SJPD homicide detectives issued a statement saying they believed the crime was not gang-related. About a third of the 22 crimes so far this year in San Jose is attributed to gangs. According to many in the Filipino community served by the FYC in the east side, gangs wield a heavy influence.
Fear of retaliation
Not too many individuals are willing to speak about the slayings openly or to the authorities for fear of retaliation. Both victims’ parents were unavailable for comment.
Two coeds who requested anonymity remembered Comilang’s ability to make friends laugh and his desire to be a boxer someday. “He didn’t do anything and didn’t deserve this,” said one of the young women. “They were just at the wrong place and at the wrong time.”
Both said they didn’t know Cular personally, but that both Cular and Comilang were in the same grade and would hang out together. One coed said she couldn’t talk about Cular and Comilang with her own family “because they didn’t know,” but she felt she was among “family with the FYC” in remembering the victims. She has been an FYC member since her seventh grade.
FYC counts among its members, students from Independence, Silver Creek, Mount Pleasant, Overfelt, Piedmont Hills, Milpitas, Evergreen Valley, Fremont (near Sunnyvale and Cupertino), Santa Clara and Wilcox high schools.
Executive Director Sarah Gonzalez said the FYC is meant “especially for at-risk youth and youth who are impacted by gangs. It’s a community outreach program that involves its members in alternative positive after-school programs.” This means, among other things, talent shows, dances and distributing food to the homeless in their area, with an emphasis on going back to one’s own cultural roots.
Support for at-risk youths
FYC members look out for each other and their community. It is reported that a past FYC member once expedited a young FYC member’s job application upon seeing FYC on his resume. Just this year, past FYC member Marlon Custodio came back from an API internship at the White House to encourage the current FYC members.
FYC seized the double murder case to spotlight their own concerns over the impending budget cut that would put the organization out of their Tuesday meetings at Welch Park and take away money for the after-school programs. They organized a group Tuesday to speak at the City Council’s agenda meeting in their downtown chambers and present their written petition.
They almost made it to the tail end of the calendared sessions. But the council worked through a load of agenda and the Mayor called for a recess at about 6:30 pm. When they returned, there were not enough council members to form a quorum. Undaunted, the FYC plans to distribute its petition to all 11 council members at individually scheduled appointments.
Gonzalez said FYC began receiving grants 15 years ago for as much as $150,000. In recent years, bad times and shifting priorities cut into the grants and FYC had years when they received anywhere from $18,000 to $44,000.
A plan for Mayor Chuck Reed’s Gang Prevention Task Force Team was initiated in 2008. Part of the team is the Community Crime Prevention Associates (CCPA), which gave the grant to organizations like FYC. This year CCPA Director Peter Ellis evaluated FYC and gave it “the highest rating among all the community’s service providers in their service performance index,” Gonzalez said.
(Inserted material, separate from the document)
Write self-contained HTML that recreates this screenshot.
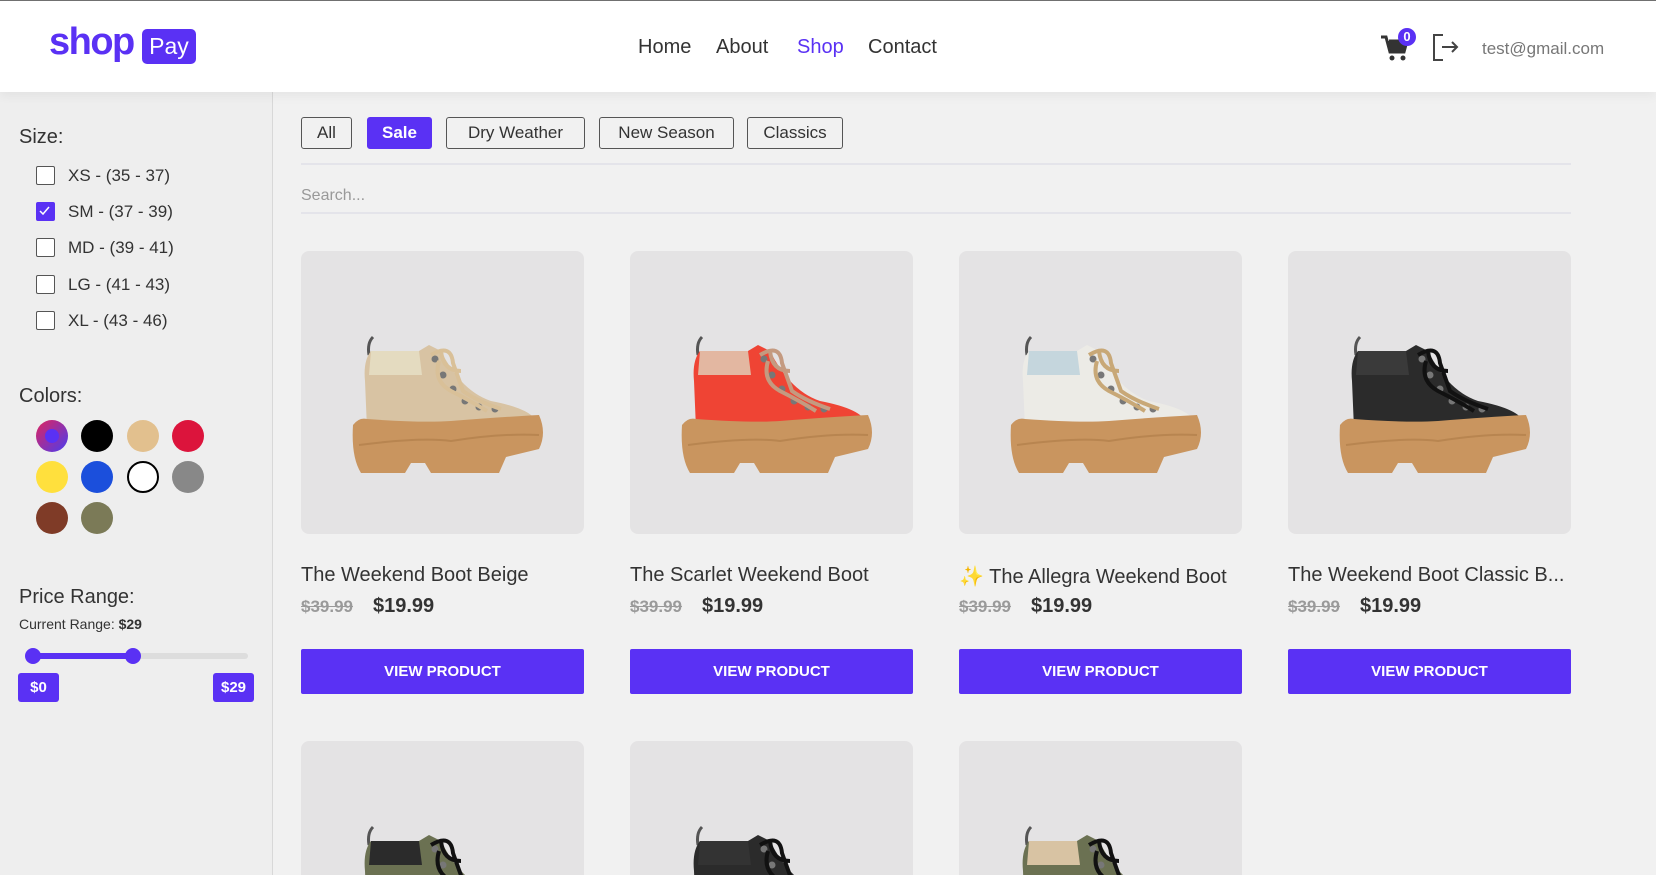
<!DOCTYPE html>
<html><head><meta charset="utf-8"><style>
*{box-sizing:border-box;margin:0;padding:0}
html,body{width:1656px;height:875px;overflow:hidden}
body{background:#f1f1f1;font-family:"Liberation Sans","DejaVu Sans",sans-serif;color:#333;position:relative}
#wrap{position:absolute;left:0;top:0;width:1656px;height:875px;overflow:hidden}
.abs{position:absolute}
header{position:absolute;left:0;top:0;width:1656px;height:92px;background:#fff;border-top:1px solid #707070;box-shadow:0 4px 10px rgba(0,0,0,0.05);z-index:2}
.nav{font-size:20px;color:#333;top:35px}
aside{position:absolute;left:0;top:92px;width:273px;height:783px;background:#eeeeee;border-right:1px solid #d8d8d8}
.cb{position:absolute;left:36px;width:19px;height:19px;border:1.5px solid #555;border-radius:2px;background:#fff}
.lbl{position:absolute;left:68px;font-size:17px;color:#333}
.dot{position:absolute;width:32px;height:32px;border-radius:50%}
.fbtn{position:absolute;top:117px;height:32px;border:1px solid #555;border-radius:3px;font-size:17px;line-height:30px;text-align:center;color:#333;background:transparent}
.img{position:absolute;width:283px;height:283px;background:#e4e3e4;border-radius:8px;overflow:hidden}
.title{position:absolute;font-size:20px;color:#333;white-space:nowrap}
.old{position:absolute;font-size:17px;color:#9a9a9a;text-decoration:line-through;font-weight:bold}
.new{position:absolute;font-size:20px;color:#333;font-weight:bold}
.btn{position:absolute;width:283px;height:45px;background:#5a31f4;color:#fff;font-weight:bold;font-size:15px;line-height:45px;text-align:center;border-radius:2px}
</style></head><body><div id="wrap">
<header>
  <div class="abs" style="left:49px;top:20px;font-size:38px;font-weight:bold;color:#5a31f4;letter-spacing:-1.5px">shop</div>
  <div class="abs" style="left:142px;top:28px;width:54px;height:35px;background:#5a31f4;border-radius:5px;color:#fff;font-size:23px;line-height:34px;text-align:center">Pay</div>
  <div class="abs nav" style="left:638px">Home</div>
  <div class="abs nav" style="left:716px">About</div>
  <div class="abs nav" style="left:797px;color:#5a31f4">Shop</div>
  <div class="abs nav" style="left:868px">Contact</div>
  <svg class="abs" style="left:1380px;top:32px" width="30" height="30" viewBox="0 0 30 30"><path d="M1 4h5l4 15h14l3-11H9" fill="none" stroke="#333" stroke-width="3"/><path d="M8 8h19l-3 11H11z" fill="#333"/><circle cx="12" cy="25" r="2.5" fill="#333"/><circle cx="23" cy="25" r="2.5" fill="#333"/></svg>
  <div class="abs" style="left:1398px;top:27px;width:18px;height:18px;border-radius:50%;background:#5a31f4;color:#fff;font-size:13px;font-weight:bold;text-align:center;line-height:18px">0</div>
  <svg class="abs" style="left:1433px;top:33px" width="28" height="27" viewBox="0 0 28 27"><path d="M10 1H1v25h9" fill="none" stroke="#444" stroke-width="2"/><path d="M9 13h15M19 8l5 5-5 5" fill="none" stroke="#444" stroke-width="2"/></svg>
  <div class="abs" style="left:1482px;top:38px;font-size:17px;color:#777">test@gmail.com</div>
</header>
<aside>
  <div class="abs" style="left:19px;top:34px;font-size:20px">Size:</div>
  <div class="cb" style="top:74px"></div><div class="lbl" style="top:74px">XS - (35 - 37)</div>
  <div class="cb" style="top:110px;background:#5a31f4;border-color:#5a31f4"><svg width="16" height="16" viewBox="0 0 16 16" style="position:absolute;left:0;top:0"><path d="M3 8l3 3 6-7" fill="none" stroke="#fff" stroke-width="1.5"/></svg></div><div class="lbl" style="top:110px">SM - (37 - 39)</div>
  <div class="cb" style="top:146px"></div><div class="lbl" style="top:146px">MD - (39 - 41)</div>
  <div class="cb" style="top:183px"></div><div class="lbl" style="top:183px">LG - (41 - 43)</div>
  <div class="cb" style="top:219px"></div><div class="lbl" style="top:219px">XL - (43 - 46)</div>
  <div class="abs" style="left:19px;top:293px;font-size:20px">Colors:</div>
  <div class="dot" style="left:36px;top:328px;background:linear-gradient(135deg,#e0245e,#4a3cf0)"><div style="position:absolute;left:9px;top:9px;width:14px;height:14px;border-radius:50%;background:#5a31f4"></div></div>
  <div class="dot" style="left:81px;top:328px;background:#000"></div>
  <div class="dot" style="left:127px;top:328px;background:#e2c08e"></div>
  <div class="dot" style="left:172px;top:328px;background:#dc143c"></div>
  <div class="dot" style="left:36px;top:369px;background:#ffe03d"></div>
  <div class="dot" style="left:81px;top:369px;background:#1b4fdc"></div>
  <div class="dot" style="left:127px;top:369px;background:#fff;border:2px solid #000"></div>
  <div class="dot" style="left:172px;top:369px;background:#888"></div>
  <div class="dot" style="left:36px;top:410px;background:#7f3b27"></div>
  <div class="dot" style="left:81px;top:410px;background:#7b7a57"></div>
  <div class="abs" style="left:19px;top:494px;font-size:20px">Price Range:</div>
  <div class="abs" style="left:19px;top:524px;font-size:14px">Current Range: <b>$29</b></div>
  <div class="abs" style="left:30px;top:561px;width:218px;height:6px;background:#ddd;border-radius:3px"></div>
  <div class="abs" style="left:33px;top:561px;width:100px;height:6px;background:#5a31f4"></div>
  <div class="abs" style="left:25px;top:556px;width:16px;height:16px;border-radius:50%;background:#5a31f4"></div>
  <div class="abs" style="left:125px;top:556px;width:16px;height:16px;border-radius:50%;background:#5a31f4"></div>
  <div class="abs" style="left:18px;top:581px;width:41px;height:29px;background:#5a31f4;border-radius:3px;color:#fff;font-size:15px;font-weight:bold;line-height:29px;text-align:center">$0</div>
  <div class="abs" style="left:213px;top:581px;width:41px;height:29px;background:#5a31f4;border-radius:3px;color:#fff;font-size:15px;font-weight:bold;line-height:29px;text-align:center">$29</div>
</aside>
<div class="fbtn" style="left:301px;width:51px">All</div>
<div class="fbtn" style="left:367px;width:65px;background:#5a31f4;border-color:#5a31f4;color:#fff;font-weight:bold">Sale</div>
<div class="fbtn" style="left:446px;width:139px">Dry Weather</div>
<div class="fbtn" style="left:599px;width:135px">New Season</div>
<div class="fbtn" style="left:747px;width:96px">Classics</div>
<div class="abs" style="left:301px;top:163px;width:1270px;height:2px;background:#e4e4ea"></div>
<div class="abs" style="left:301px;top:187px;font-size:16px;color:#999">Search...</div>
<div class="abs" style="left:301px;top:212px;width:1270px;height:2px;background:#e4e4ea"></div>

<svg width="0" height="0" style="position:absolute"><defs>
<g id="boot">
<path d="M72 86 Q66 92 68 104" fill="none" stroke="#555" stroke-width="3"/>
<path d="M66 178 L64 130 Q62 110 70 100 L118 100 L128 94 L140 100 Q160 140 190 150 Q232 158 236 172 L236 182 L66 182 Z" fill="var(--c)"/>
<path d="M70 100 L118 100 L121 124 L68 124 Z" fill="var(--k)"/>
<g fill="#777"><circle cx="134" cy="108" r="3.5"/><circle cx="142" cy="124" r="3.5"/><circle cx="152" cy="138" r="3.5"/><circle cx="164" cy="150" r="3.5"/><circle cx="178" cy="156" r="3.5"/><circle cx="194" cy="158" r="3.5"/></g>
<path d="M130 104 Q150 92 152 112 L162 140 Q176 150 200 158 M138 110 Q132 130 150 140 Q170 150 186 160 M140 100 Q142 120 160 120" fill="none" stroke="var(--l)" stroke-width="4"/>
<path d="M52 174 Q58 166 66 168 Q120 172 150 170 Q200 166 238 164 Q246 182 238 198 L205 206 L198 222 L130 222 L124 212 L110 212 L104 222 L60 222 Q50 206 52 174 Z" fill="#c9955f"/>
<path d="M58 194 Q120 186 150 190 Q200 182 238 184" fill="none" stroke="#b88550" stroke-width="2"/>
</g></defs></svg>

<div class="img" style="left:301px;top:251px"><svg width="283" height="283" style="--c:#d8c3a3;--k:#e4dbc0;--l:#d9c098"><use href="#boot"/></svg></div>
<div class="img" style="left:630px;top:251px"><svg width="283" height="283" style="--c:#ef4434;--k:#e3b7a1;--l:#c49a80"><use href="#boot"/></svg></div>
<div class="img" style="left:959px;top:251px"><svg width="283" height="283" style="--c:#ecebe6;--k:#c5d6dd;--l:#c8a877"><use href="#boot"/></svg></div>
<div class="img" style="left:1288px;top:251px"><svg width="283" height="283" style="--c:#2b2b2b;--k:#3a3a3a;--l:#111"><use href="#boot"/></svg></div>

<div class="title" style="left:301px;top:564px">The Weekend Boot Beige</div>
<div class="title" style="left:630px;top:564px">The Scarlet Weekend Boot</div>
<div class="title" style="left:959px;top:564px"><span style="color:#f5c400">✨</span> The Allegra Weekend Boot</div>
<div class="title" style="left:1288px;top:564px">The Weekend Boot Classic B...</div>
<div class="old" style="left:301px;top:597px">$39.99</div><div class="new" style="left:373px;top:595px">$19.99</div>
<div class="old" style="left:630px;top:597px">$39.99</div><div class="new" style="left:702px;top:595px">$19.99</div>
<div class="old" style="left:959px;top:597px">$39.99</div><div class="new" style="left:1031px;top:595px">$19.99</div>
<div class="old" style="left:1288px;top:597px">$39.99</div><div class="new" style="left:1360px;top:595px">$19.99</div>
<div class="btn" style="left:301px;top:649px">VIEW PRODUCT</div>
<div class="btn" style="left:630px;top:649px">VIEW PRODUCT</div>
<div class="btn" style="left:959px;top:649px">VIEW PRODUCT</div>
<div class="btn" style="left:1288px;top:649px">VIEW PRODUCT</div>

<div class="img" style="left:301px;top:741px;height:134px;border-radius:8px 8px 0 0"><svg width="283" height="283" style="--c:#6b7152;--k:#2b2b2b;--l:#111"><use href="#boot"/></svg></div>
<div class="img" style="left:630px;top:741px;height:134px;border-radius:8px 8px 0 0"><svg width="283" height="283" style="--c:#2b2b2b;--k:#333;--l:#111"><use href="#boot"/></svg></div>
<div class="img" style="left:959px;top:741px;height:134px;border-radius:8px 8px 0 0"><svg width="283" height="283" style="--c:#6b7152;--k:#d8c3a3;--l:#111"><use href="#boot"/></svg></div>
</div></body></html>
Despite this, “There may no longer be any money for 2014.”
Asian Law Alliance Executive Director Richard Konda said the money was not being taken away from the FYC to be given to other organizations with bigger gang-related problems (like the Norteno-Sureno gangs rivalry). But because “there’s not much left of it to go around.”
Gonzalez said, “Still, there could be consequences (if the city does not do anything immediately about the influence of gangs and if the budget cut continues). The gangs may take advantage of the situation and impose their own agenda on the community.”
In the latest development, District 4 Council member Kansen Chu replied to Gonzalez with a message that the Department of Parks, Recreation and Neighborhood Services will be augmenting FYC’s budget with $12,000, extend their contract until September 30 and a future spot on the inter-agency agenda for discussion.
“Which is not much,” said Gonzalez.
Angel Sangalang, who also coordinates with FYC said, “This is not just a problem for the Filipino community or just the API’s but a problem for the whole of San Jose. When our kids are out on the streets and somebody just guns them down in broad daylight for no reason at all, we all have a problem.”